To trick the brain into thinking something looks three-dimensional and lifelike, artists add elements – lightness and shadows – that wouldn’t be present in real life but that tap into our hard-wired visual sensibilities.

Mona Lisa’s smile

The human visual system is organized such that the center of gaze is specialized for small, detailed things, and the peripheral vision has a lower resolution – it’s better at big, blurry things.

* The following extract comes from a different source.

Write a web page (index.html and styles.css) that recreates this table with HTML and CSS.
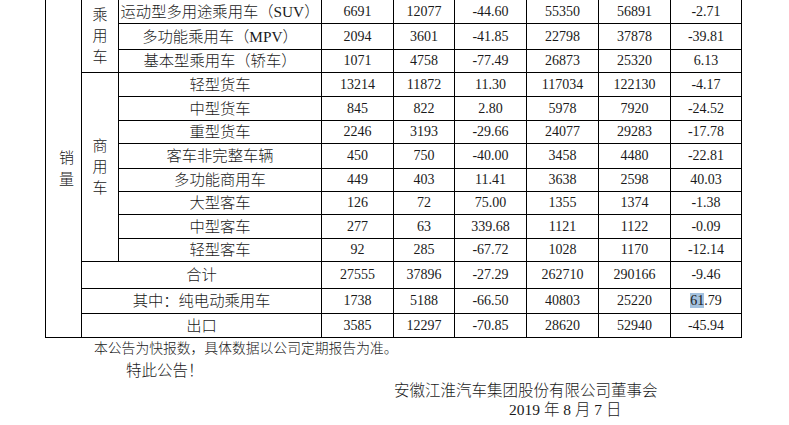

That’s why, as your eyes move around the Mona Lisa’s face, her expression appears to change, Livingstone says. The woman was painted such that, looking directly at the mouth, she appears to smile less than when you’re staring into her eyes. When you look away from the mouth, your peripheral visual system picks up shadows from her cheeks that appear to extend the smile.

Shadows and mirrors

From a scientific standpoint, it’s possible to determine exactly how shadows are supposed to look based on the placements of light and how mirror reflections appear at given angles. But the brain doesn’t perform such calculations naturally. […]

Studies have shown that people don’t generally have a good working knowledge of how reflections should appear, or where, in relation to the original object, Cavanagh said. Paintings with people looking into mirrors or birds reflected in ponds have been fooling us for centuries.

Why we like art

There are certain aspects of art that seem universally appealing, regardless of the environment or culture in which you grew up, argues V.S. Ramachandran, a neuroscientist at the University of California, San Diego. He discusses these ideas in his recent book “The Tell Tale Brain.”

Symmetry, for instance, is widely considered to be beautiful. There’s an evolutionary reason for that, he says: In the natural world, anything symmetrical is usually alive. Animals, for instance, have symmetrical shapes.

And then there’s what Ramachandran calls the “peak shift principle.” The basic idea is that animals attracted to a particular shape will be even more attracted to an exaggerated version of that form.

[T]he distorted faces of famous artists such as Pablo Picasso and Gustav Klimt may be hyperactivating our neurons and drawing us in, so to speak. Impressionism, with its soft brushstrokes, is another form of distortion of familiar human and natural forms.

Further research: Can we know what is art?

There’s now a whole field called neuroesthetics devoted to the neural basis of why and how people appreciate art and music and what is beauty.

Semir Zeki at University College London is credited with establishing this discipline, and says it’s mushrooming. Many scientists who study emotion are collaborating in this area. Zeki is studying why people tend prefer certain patterns of moving dots to others.

There have been several criticisms about neuroesthetics as a field. Philosopher Alva Noe wrote in The New York Times last year that this branch of science has not produced any interesting or surprising insights, and that perhaps it won’t because of the very nature of art itself – how can anyone ever say definitively what it is?

Zeki said many challenges against his field are based on the false assumption that he and colleagues are trying to explain works of art.

“We’re not trying to explain any work of art,” he said. “We’re trying to use works of art to understand the brain.”